Most likely I'm too new to the game to really make any comments on it, but having played a few single player space games (Homeworld, Sword of the Stars, etc), my limited experience with Eve so far is that I like the solo play a lot more than those single player games. Since it's designed to be able to interact with thousands of other players with ships, things that were a pain in the other games are simplified, and I feel like I'm being immersed in a sci-fi setting, not a sci-fi story (from which I can't escape). That's a requirement for the MMO side, and perhaps the big appeal so far.
A: Score players by referral. Search for players using a threshold based on referrals.

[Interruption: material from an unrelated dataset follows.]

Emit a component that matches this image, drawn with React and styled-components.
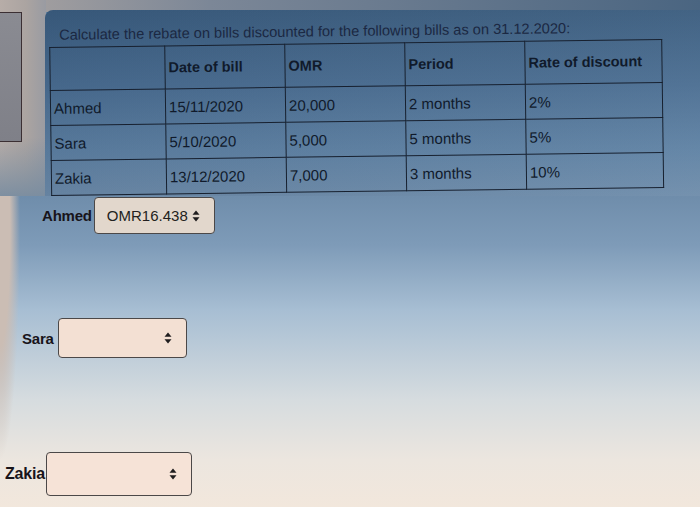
import React from 'react';
import styled, { createGlobalStyle } from 'styled-components';

const GlobalStyle = createGlobalStyle`
  html, body { margin: 0; padding: 0; }
  body {
    width: 700px;
    height: 507px;
    overflow: hidden;
    font-family: "Liberation Sans", Arial, sans-serif;
  }
`;

const Screen = styled.div`
  width: 700px;
  height: 507px;
  overflow: hidden;
  display: flex;
  flex-direction: column;
  background:
    radial-gradient(ellipse 20px 230px at 0 230px, #cbbdb4 50%, rgba(203, 189, 180, 0) 100%),
    linear-gradient(180deg, #6f8dab 0, #6f8dab 196px, #7e9bb8 245px, #a7bed3 310px, #d6dcdf 400px, #ece6df 460px, #f2e7dc 507px);
`;

const TopRow = styled.div`
  display: flex;
  align-items: flex-start;
  height: 196px;
  padding-top: 10px;
  box-sizing: border-box;
  background:
    linear-gradient(180deg, rgba(111, 141, 171, 0) 70%, rgba(120, 140, 160, 0.9) 100%) 0 0 / 46px 100% no-repeat,
    linear-gradient(90deg, #b7ada8 0, #aba4a1 26px, #999ba2 46px) 0 0 / 46px 100% no-repeat,
    linear-gradient(90deg, #a9a3a1 0, #7c8797 30%, #4a6581 100%) 0 0 / 100% 12px no-repeat;
`;

const SideFrame = styled.div`
  width: 21px;
  height: 128px;
  margin-top: 2px;
  flex: none;
  background: linear-gradient(180deg, #8a8b92, #7f8088);
  border: 1px solid #3b2f33;
  border-left: none;
`;

const Panel = styled.div`
  flex: 1;
  height: 100%;
  margin-left: 23px;
  border-top-left-radius: 8px;
  background:
    linear-gradient(90deg, rgba(20, 40, 70, 0.1), rgba(255, 255, 255, 0.04)),
    linear-gradient(180deg, #3b5d7f 0%, #4b6e92 40%, #5f82a4 75%, #6f8dab 100%);
  padding: 13px 0 0 5px;
  box-sizing: border-box;
  overflow: hidden;
`;

const Sheet = styled.div`
  transform: rotate(-0.75deg);
  transform-origin: 300px 80px;
`;

const Heading = styled.p`
  margin: 0 0 3px 10px;
  font-size: 14.6px;
  line-height: 17px;
  color: #1b2842;
`;

const Grid = styled.table`
  border-collapse: collapse;
  table-layout: fixed;
  width: 612px;
  color: #101a2b;
`;

const Head = styled.th`
  height: 42px;
  padding: 0 3px;
  border: 1px solid #17202f;
  text-align: left;
  font-size: 14.5px;
  font-weight: 700;
  white-space: nowrap;
`;

const Cell = styled.td`
  height: 34px;
  padding: 0 3px;
  border: 1px solid #17202f;
  font-size: 15px;
  white-space: nowrap;
`;

const Answers = styled.div`
  display: flex;
  flex-direction: column;
  padding-top: 1px;
`;

const AnswerRow = styled.div`
  display: flex;
  align-items: center;
  gap: ${p => p.$gap}px;
  margin-left: ${p => p.$left}px;
  margin-top: ${p => p.$top}px;
`;

const Label = styled.span`
  font-size: ${p => p.$size}px;
  font-weight: 700;
  color: #18141a;
  letter-spacing: -0.2px;
`;

const SelectBox = styled.div`
  width: ${p => p.$w}px;
  height: ${p => p.$h}px;
  box-sizing: border-box;
  display: flex;
  align-items: center;
  justify-content: space-between;
  padding: 0 14px 0 12px;
  background: ${p => p.$tint};
  border: 1.5px solid #4b4848;
  border-radius: 4px;
  font-size: 15px;
  color: #231f20;
`;

const Arrows = () => (
  <svg width="8" height="12" viewBox="0 0 8 12">
    <path d="M4 0.5 L7.5 4.8 H0.5 Z" fill="#1f1d1e" />
    <path d="M4 11.5 L7.5 7.2 H0.5 Z" fill="#1f1d1e" />
  </svg>
);

const rows = [
  { name: 'Ahmed', date: '15/11/2020', omr: '20,000', period: '2 months', rate: '2%' },
  { name: 'Sara', date: '5/10/2020', omr: '5,000', period: '5 months', rate: '5%' },
  { name: 'Zakia', date: '13/12/2020', omr: '7,000', period: '3 months', rate: '10%' },
];

const answers = [
  { name: 'Ahmed', value: 'OMR16.438', left: 42, top: 0, gap: 2, w: 121, h: 37, size: 15, tint: '#e2d7cc' },
  { name: 'Sara', value: '', left: 22, top: 84, gap: 4, w: 129, h: 40, size: 15, tint: '#f3e0d3' },
  { name: 'Zakia', value: '', left: 5, top: 94, gap: 1, w: 146, h: 44, size: 16, tint: '#f6e3d7' },
];

export default function App() {
  return (
    <Screen>
      <GlobalStyle />
      <TopRow>
        <SideFrame />
        <Panel>
          <Sheet>
            <Heading>
              Calculate the rebate on bills discounted for the following bills as on 31.12.2020:
            </Heading>
            <Grid>
              <colgroup>
                <col style={{ width: 115 }} />
                <col style={{ width: 120 }} />
                <col style={{ width: 120 }} />
                <col style={{ width: 120 }} />
                <col style={{ width: 137 }} />
              </colgroup>
              <thead>
                <tr>
                  <Head></Head>
                  <Head>Date of bill</Head>
                  <Head>OMR</Head>
                  <Head>Period</Head>
                  <Head>Rate of discount</Head>
                </tr>
              </thead>
              <tbody>
                {rows.map(r => (
                  <tr key={r.name}>
                    <Cell>{r.name}</Cell>
                    <Cell>{r.date}</Cell>
                    <Cell>{r.omr}</Cell>
                    <Cell>{r.period}</Cell>
                    <Cell>{r.rate}</Cell>
                  </tr>
                ))}
              </tbody>
            </Grid>
          </Sheet>
        </Panel>
      </TopRow>
      <Answers>
        {answers.map(a => (
          <AnswerRow key={a.name} $left={a.left} $top={a.top} $gap={a.gap}>
            <Label $size={a.size}>{a.name}</Label>
            <SelectBox $w={a.w} $h={a.h} $tint={a.tint}>
              <span>{a.value}</span>
              <Arrows />
            </SelectBox>
          </AnswerRow>
        ))}
      </Answers>
    </Screen>
  );
}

Just like filtering slashdot posts, filter players. Assholes quickly dissapear then
B: Scale content. Go into Molten Core solo, in a group, or a raid of 40. Just scale the content, number of drops, etc accordingly.
C: Provide players the tools needed to police their own. Griefers are the result of the player population (the masses) having no ability to deal with griefers on their own. Bounties as an in-game mechanism can go along way with dealing with griefers. Especially when there is a real penalty for dying when you have a bounty on your head.
Feature:
Bounty - A player, once per day, can place a bounty of X gold on another player. For evey Y gold placed on the target upon death the target will lose 5% of their exp and will have to wait 1 hour for every Y gold before logging back in. Each time they die Y gold is removed from the bounty pool.
Y=1000 Gold
A player has a 5,000 bounty. Upon dying the player will be booted for 5 hours and lose 25% of their exp. The next time they log in the bounty pool is now at 4,000 bounty. Upon dying the player will be booted for 4 hours and lose 20% of their current exp. An so on and so on.
This assumes 1000 gold is a decent amount of cash in your game. This mechanism would go a long way to disciplining griefers. Can be used as a tool to grief? Yep, but pretty damn expensive tool to abuse.